- Instructions to follow -
In the listing below, pick out lines with "page".

- Data provided -

########

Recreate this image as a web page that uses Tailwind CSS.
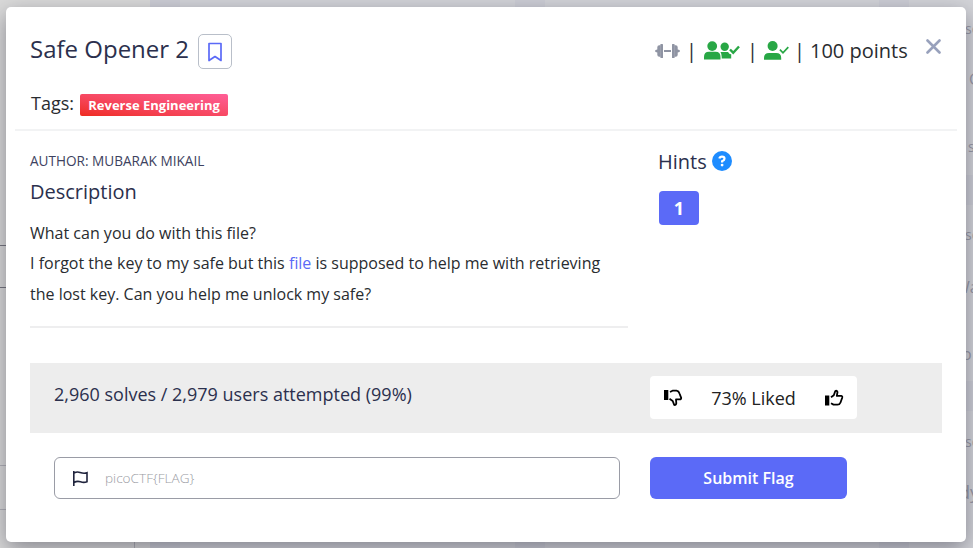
<!DOCTYPE html>
<html lang="en">
<head>
<meta charset="utf-8">
<title>Safe Opener 2</title>
<script src="https://cdn.jsdelivr.net/npm/@tailwindcss/browser@4"></script>
</head>
<body class="relative w-[973px] h-[548px] overflow-hidden bg-[#d3d4d9] font-['Open_Sans','Noto_Sans',sans-serif] text-[#292c30]">
<!-- Dimmed page behind the dialog -->
<div class="absolute inset-0 flex text-[#9a9ba8]" aria-hidden="true">
  <div class="w-[150px] bg-[#dadada]"></div>
  <div class="w-[30px] bg-[#cdced6]"></div>
  <div class="w-[335px]"></div>
  <div class="w-[30px] bg-[#cdced6]"></div>
  <div class="w-[334px]"></div>
  <div class="w-[30px] bg-[#cdced6]"></div>
  <div class="grow"></div>
  <div class="absolute left-0 top-[245px] w-2 h-[43px] border-y border-[#777780]"></div>
  <div class="absolute left-0 top-[465px] w-[135px] h-[45px] border-y border-[#b2b2b8]"></div>
  <div class="absolute left-[134px] top-[510px] w-px h-[38px] bg-[#b2b2b8]"></div>
  <div class="absolute left-[965px] top-[175px] w-2 h-[30px] bg-[#cdced6]"></div>
  <div class="absolute left-[965px] top-[381px] w-2 h-[30px] bg-[#cdced6]"></div>
  <span class="absolute left-[965px] top-[19px] text-sm">so</span>
  <span class="absolute left-[969px] top-[67px] text-base">G</span>
  <span class="absolute left-[968px] top-[137px] text-sm">so</span>
  <span class="absolute left-[965px] top-[225px] text-sm">so</span>
  <span class="absolute left-[955px] top-[275px] text-base">Wa</span>
  <span class="absolute left-[962px] top-[342px] text-base">o</span>
  <span class="absolute left-[965px] top-[432px] text-sm">so</span>
  <span class="absolute left-[959px] top-[478px] text-lg">dy</span>
</div>

<main class="relative ml-[6px] mt-[7px] w-[960px] h-[535px] rounded-[5px] bg-white shadow-[0_7px_22px_rgba(0,0,20,0.38)]">
  <header class="mx-[9px] h-[124px] border-b-2 border-[#f2f3f4] pl-[15px] pr-[16px]">
    <div class="flex h-[72px] items-start pt-[27px]">
      <h1 class="-mt-px w-[168px] whitespace-nowrap text-2xl leading-[32px] text-[#2b304d]">Safe Opener 2</h1>
      <button class="grid h-[35px] w-[34px] place-items-center rounded-[5px] border border-[#b9bfc9]" aria-label="Bookmark">
        <svg width="16" height="20" viewBox="0 0 16 20" fill="none" stroke="#5b6af7" stroke-width="1.7" stroke-linejoin="round"><path d="M2 1.5H14V18.5L8 14.5L2 18.5Z"/></svg>
      </button>
      <div class="ml-auto flex h-[34px] items-center text-xl">
        <svg class="-mt-px" width="25" height="16" viewBox="0 0 25 16" fill="#8f94a3"><path d="M5.4 1.6Q5.4 1 6 1H7.4Q8 1 8 1.6V14.4Q8 15 7.4 15H6Q5.4 15 5.4 14.4Z"/><path d="M5.7 2.2H4.3Q2.3 2.2 2.3 4.2V6.5Q0 6.7 0 8Q0 9.3 2.3 9.5V11.8Q2.3 13.8 4.3 13.8H5.7ZM9 7H16V9H9ZM17 1.6Q17 1 17.6 1H19Q19.6 1 19.6 1.6V14.4Q19.6 15 19 15H17.6Q17 15 17 14.4Z"/><path d="M19.3 2.2H20.7Q22.7 2.2 22.7 4.2V6.5Q25 6.7 25 8Q25 9.3 22.7 9.5V11.8Q22.7 13.8 20.7 13.8H19.3Z"/></svg>
        <span class="ml-[6px] w-[18px]">|</span>
        <svg width="36" height="20" viewBox="0 0 36 20" fill="#28a745"><circle cx="8.2" cy="5.1" r="4.9"/><path d="M0 18.6V16Q0 10.7 5 10.7H11.5Q16.5 10.7 16.5 16V18.6Z"/><circle cx="20.7" cy="5.7" r="4.2"/><path d="M16.5 11H24Q25.5 13.5 27.2 13.2V17.5H17.7V16Q17.7 13 16.5 11Z"/><path d="M26 8.5L29.2 11.7L35 5.5" fill="none" stroke="#28a745" stroke-width="2.4"/></svg>
        <span class="ml-[7px] w-[18px]">|</span>
        <svg class="-ml-[1px]" width="25" height="20" viewBox="0 0 25 20" fill="#28a745"><circle cx="8.6" cy="5" r="5"/><path d="M0 18.7V17Q0 12 5 12H12.2Q17.2 12 17.2 17V18.7Z"/><path d="M15.9 8.6L19 11.8L24.3 6.2" fill="none" stroke="#28a745" stroke-width="1.7"/></svg>
        <span class="ml-[5px] w-[16px]">|</span>
        <span class="w-[97px] whitespace-nowrap">100 points</span>
        <button class="mb-[10px] ml-[19px]" aria-label="Close"><svg width="15" height="15" viewBox="0 0 15 15" fill="none" stroke="#98a1bc" stroke-width="2.6" stroke-linecap="round"><path d="M1.5 1.5L13.5 13.5M13.5 1.5L1.5 13.5"/></svg></button>
      </div>
    </div>
    <div class="flex pl-px pt-[11px]">
      <span class="w-[49px] text-lg leading-[27px]">Tags:</span>
      <span class="mt-[4px] grid h-[22px] w-[148px] place-items-center whitespace-nowrap rounded-[2px] bg-gradient-to-tr from-[#ef2a1c] to-[#ff5e97] text-[13px] leading-[20px] font-bold text-white">Reverse Engineering</span>
    </div>
  </header>

  <div class="flex px-6">
    <section class="h-[197px] w-[598px] border-b-2 border-[#eeeeef] pt-[20px]">
      <div class="text-[13.6px] leading-[20px] text-[#3d4260]">AUTHOR: MUBARAK MIKAIL</div>
      <h2 class="mt-[6px] text-xl leading-[30px] text-[#2b304d]">Description</h2>
      <p class="mt-[11px] whitespace-nowrap text-base leading-[30.4px]">What can you do with this file?<br>I forgot the key to my safe but this <a class="text-[#5b6af7]">file</a> is supposed to help me with retrieving<br>the lost key. Can you help me unlock my safe?</p>
    </section>
    <section class="pl-[30px] pt-[16px]">
      <div class="flex items-center">
        <h2 class="w-[54px] text-xl leading-[30px] text-[#2b304d]">Hints</h2>
        <svg class="-mt-[3px]" width="20" height="20" viewBox="0 0 20 20"><circle cx="10" cy="10" r="10" fill="#1e8cff"/><path d="M7.4 7.6Q7.8 5.7 10 5.7Q12.5 5.7 12.5 7.8Q12.5 9.2 10.1 10.3V11.4" fill="none" stroke="#fff" stroke-width="2.2"/><circle cx="10.1" cy="14.1" r="1.4" fill="#fff"/></svg>
      </div>
      <button class="ml-px mt-[14px] grid h-[34px] w-[40px] place-items-center rounded-[4px] bg-[#5b6af7] text-lg font-bold text-white">1</button>
    </section>
  </div>

  <section class="mx-6 mt-[35px] flex h-[70px] bg-[#ededed] pl-6">
    <div class="w-[596px] pt-[16px] text-lg leading-[30px] text-[#2b304d]">2,960 solves / 2,979 users attempted (99%)</div>
    <div class="mt-[13px] flex h-[43px] w-[207px] items-center justify-between rounded-[4px] bg-white px-[13px] text-lg text-[#222]">
      <svg width="20" height="18" viewBox="0 0 20 18" fill="none" stroke="#000" stroke-width="1.8" stroke-linejoin="round"><path d="M1 1H5.3V11H1Z" fill="#000" stroke="none"/><path d="M7 3L9.5 1.7H13.5Q15.8 2 16.5 4.5L18.2 8.8Q18.3 10.4 16.6 10.4H13L13.3 14.2Q12.8 16.4 11.2 15.9L9.7 12L6.5 9.8"/></svg>
      <span class="whitespace-nowrap">73% Liked</span>
      <svg width="20" height="18" viewBox="0 0 20 18" fill="none" stroke="#000" stroke-width="1.8" stroke-linejoin="round"><path d="M1 6.5H5.3V16.5H1Z" fill="#000" stroke="none"/><path d="M7 8.3L9.8 6.3L11.2 2.2Q12.8 1 13.5 3L12.8 6.8H17.3Q18.6 7.1 18.2 8.7L16.5 13.5Q15.8 15.6 13.5 15.6H9.5L7 14.3"/></svg>
    </div>
  </section>

  <form class="flex pl-12 pt-[24px]">
    <label class="flex h-[42px] w-[566px] items-center rounded-[6px] border border-[#9a9ca6] pl-[17px]">
      <svg width="18" height="17" viewBox="0 0 18 17" fill="none" stroke="#20243d" stroke-width="1.6"><path d="M1.8 1V16M2 3Q5 1.4 8 2.4Q12 3.8 15 2.7V11.7Q12 13 8.5 11.8Q5 10.7 2 12.5"/></svg>
      <input class="ml-[15px] w-[420px] text-[13.6px] font-light outline-none placeholder:text-[#9b9ca4]" placeholder="picoCTF{FLAG}">
    </label>
    <button type="button" class="ml-[30px] h-[42px] w-[197px] rounded-[6px] bg-[#5b6af7] text-base font-semibold text-white">Submit Flag</button>
  </form>
</main>
</body>
</html>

########

- Full answer -
Recreate this image as a web page that uses Tailwind CSS.
<!-- Dimmed page behind the dialog -->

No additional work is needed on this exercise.